In practical welding terms, the narrow melting range means the weld pool transitions rapidly from fully liquid to fully solid. Less time in the partially solidified "mushy zone" means less opportunity for solidification cracking to initiate at grain boundaries under thermal contraction stress — a critical property when welding highly restrained castings or dissimilar aluminum joints.

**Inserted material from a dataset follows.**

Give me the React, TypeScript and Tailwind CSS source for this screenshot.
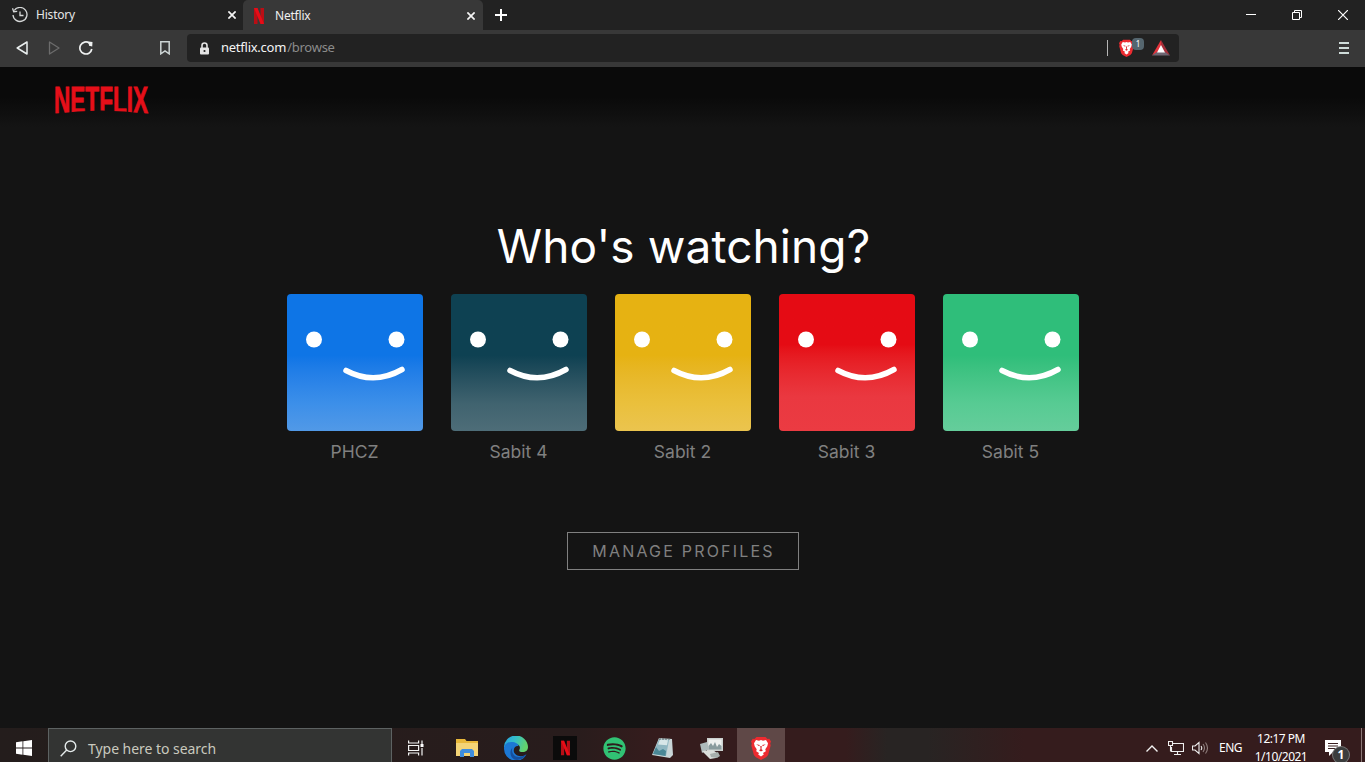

| Property | ER4047 | ER4043 | ER5356 |
| Solidus (°C) | 577 | 574 | 570 |
| Liquidus (°C) | 613 | 632 | 635 |
| Melting range (°C) | 36 | 58 | 65 |
| Tensile strength (MPa) | 165–185 | 145–165 | 260–290 |
| Silicon content (%) | 11–13 | 4.5–6 | 0.25 max |
Yes. ER4047 is one of the preferred filler alloys for welding 6061-T6 aluminum, particularly where hot-crack sensitivity is a concern. The high silicon content compensates for the crack-susceptible 6061 base metal chemistry. Post-weld heat treatment (T6) can recover a significant portion of the base metal strength lost in the heat-affected zone.
For aluminum sheet between 1.5mm and 3mm, a 0.9mm (0.035 in) diameter ER4047 wire is the standard selection. For sections above 4mm, 1.2mm (0.047 in) wire delivers better deposition rates without the feeding instability that affects small-diameter wire at high amperages. Always use a Teflon or nylon liner in the MIG gun to prevent aluminum wire shaving and feeding jams.
Yes — and a spool gun is actually the recommended delivery method for ER4047 aluminum MIG welding wire in any MIG setup. Aluminum wire is soft and prone to birdnesting in push-only wire feeders with long cable assemblies. A spool gun mounts the wire spool directly at the torch, eliminating the feed path where kinking and shaving occur.
No. ER4047 is not suitable for aluminum-to-copper dissimilar metal joints. The high silicon content does not address the intermetallic compound formation (CuAl2) that makes aluminum-copper fusion welds inherently brittle. Dissimilar aluminum-to-copper joining requires friction welding, explosion welding, or specially engineered transition inserts rather than conventional filler alloys.